**To be done:**
Transcribe every line exactly and omit anything that is a picture.

**Data block:**

--------------------

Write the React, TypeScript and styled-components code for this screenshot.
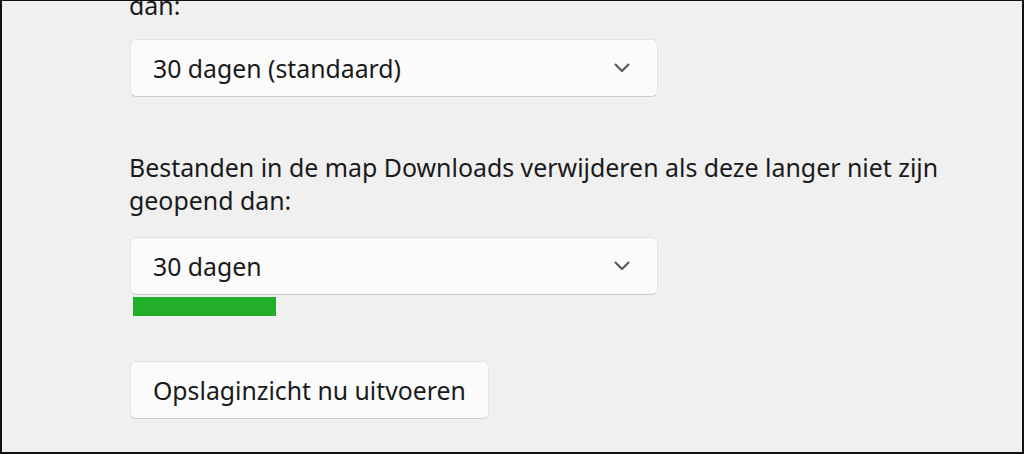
import React from "react";
import styled, { createGlobalStyle } from "styled-components";

const Global = createGlobalStyle`
  html, body { margin: 0; padding: 0; background: #f0f0f0; }
  * { box-sizing: border-box; }
`;

const Frame = styled.div`
  width: 1024px;
  height: 454px;
  overflow: hidden;
  background: #f0f0f0;
  border-style: solid;
  border-color: #111;
  border-width: 1px 2px 2px 2px;
  font-family: "Noto Sans", "Open Sans", sans-serif;
  color: #1a1a1a;
`;

const Content = styled.div`
  display: flex;
  flex-direction: column;
  align-items: flex-start;
  padding-left: 127px;
  margin-top: -12px;
`;

const Label = styled.div<{ $top?: number }>`
  font-size: 24.9px;
  line-height: 33px;
  max-width: 840px;
  margin-top: ${(p) => p.$top ?? 0}px;
`;

const Dropdown = styled.div<{ $top?: number }>`
  width: 528px;
  height: 58px;
  margin-top: ${(p) => p.$top ?? 0}px;
  margin-left: 1px;
  display: flex;
  align-items: center;
  justify-content: space-between;
  padding: 0 27px 0 22px;
  background: #fbfbfb;
  border: 1px solid #e3e3e3;
  border-bottom-color: #cdcdcd;
  border-radius: 6px;
  font-size: 24.8px;
`;

const Bar = styled.div<{ $width: number }>`
  width: ${(p) => p.$width}px;
  height: 19px;
  margin: 2px 0 0 4px;
  background: #22ae29;
`;

const Button = styled.div<{ $top?: number }>`
  height: 58px;
  margin-top: ${(p) => p.$top ?? 0}px;
  margin-left: 1px;
  display: flex;
  align-items: center;
  padding: 0 22px;
  background: #fbfbfb;
  border: 1px solid #e3e3e3;
  border-bottom-color: #cdcdcd;
  border-radius: 6px;
  font-size: 24.8px;
`;

const Chevron = () => (
  <svg width="16" height="10" viewBox="0 0 16 10">
    <path d="M1.5 1.5 L8 8 L14.5 1.5" fill="none" stroke="#555" strokeWidth="2" strokeLinecap="round" strokeLinejoin="round" />
  </svg>
);

export default function App() {
  return (
    <>
      <Global />
      <Frame>
        <Content>
          <Label>dan:</Label>
          <Dropdown $top={17}>
            <span>30 dagen (standaard)</span>
            <Chevron />
          </Dropdown>
          <Label $top={54}>
            Bestanden in de map Downloads verwijderen als deze langer niet zijn geopend dan:
          </Label>
          <Dropdown $top={20}>
            <span>30 dagen</span>
            <Chevron />
          </Dropdown>
          <Bar $width={143} />
          <Button $top={45}>Opslaginzicht nu uitvoeren</Button>
        </Content>
      </Frame>
    </>
  );
}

--------------------

**Solution for this task:**
Write the React, TypeScript and styled-components code for this screenshot.
import React from "react";
import styled, { createGlobalStyle } from "styled-components";

const Global = createGlobalStyle`
  html, body { margin: 0; padding: 0; background: #f0f0f0; }
  * { box-sizing: border-box; }
`;

const Frame = styled.div`
  width: 1024px;
  height: 454px;
  overflow: hidden;
  background: #f0f0f0;
  border-style: solid;
  border-color: #111;
  border-width: 1px 2px 2px 2px;
  font-family: "Noto Sans", "Open Sans", sans-serif;
  color: #1a1a1a;
`;

const Content = styled.div`
  display: flex;
  flex-direction: column;
  align-items: flex-start;
  padding-left: 127px;
  margin-top: -12px;
`;

const Label = styled.div<{ $top?: number }>`
  font-size: 24.9px;
  line-height: 33px;
  max-width: 840px;
  margin-top: ${(p) => p.$top ?? 0}px;
`;

const Dropdown = styled.div<{ $top?: number }>`
  width: 528px;
  height: 58px;
  margin-top: ${(p) => p.$top ?? 0}px;
  margin-left: 1px;
  display: flex;
  align-items: center;
  justify-content: space-between;
  padding: 0 27px 0 22px;
  background: #fbfbfb;
  border: 1px solid #e3e3e3;
  border-bottom-color: #cdcdcd;
  border-radius: 6px;
  font-size: 24.8px;
`;

const Bar = styled.div<{ $width: number }>`
  width: ${(p) => p.$width}px;
  height: 19px;
  margin: 2px 0 0 4px;
  background: #22ae29;
`;

const Button = styled.div<{ $top?: number }>`
  height: 58px;
  margin-top: ${(p) => p.$top ?? 0}px;
  margin-left: 1px;
  display: flex;
  align-items: center;
  padding: 0 22px;
  background: #fbfbfb;
  border: 1px solid #e3e3e3;
  border-bottom-color: #cdcdcd;
  border-radius: 6px;
  font-size: 24.8px;
`;

const Chevron = () => (
  <svg width="16" height="10" viewBox="0 0 16 10">
    <path d="M1.5 1.5 L8 8 L14.5 1.5" fill="none" stroke="#555" strokeWidth="2" strokeLinecap="round" strokeLinejoin="round" />
  </svg>
);

export default function App() {
  return (
    <>
      <Global />
      <Frame>
        <Content>
          <Label>dan:</Label>
          <Dropdown $top={17}>
            <span>30 dagen (standaard)</span>
            <Chevron />
          </Dropdown>
          <Label $top={54}>
            Bestanden in de map Downloads verwijderen als deze langer niet zijn geopend dan:
          </Label>
          <Dropdown $top={20}>
            <span>30 dagen</span>
            <Chevron />
          </Dropdown>
          <Bar $width={143} />
          <Button $top={45}>Opslaginzicht nu uitvoeren</Button>
        </Content>
      </Frame>
    </>
  );
}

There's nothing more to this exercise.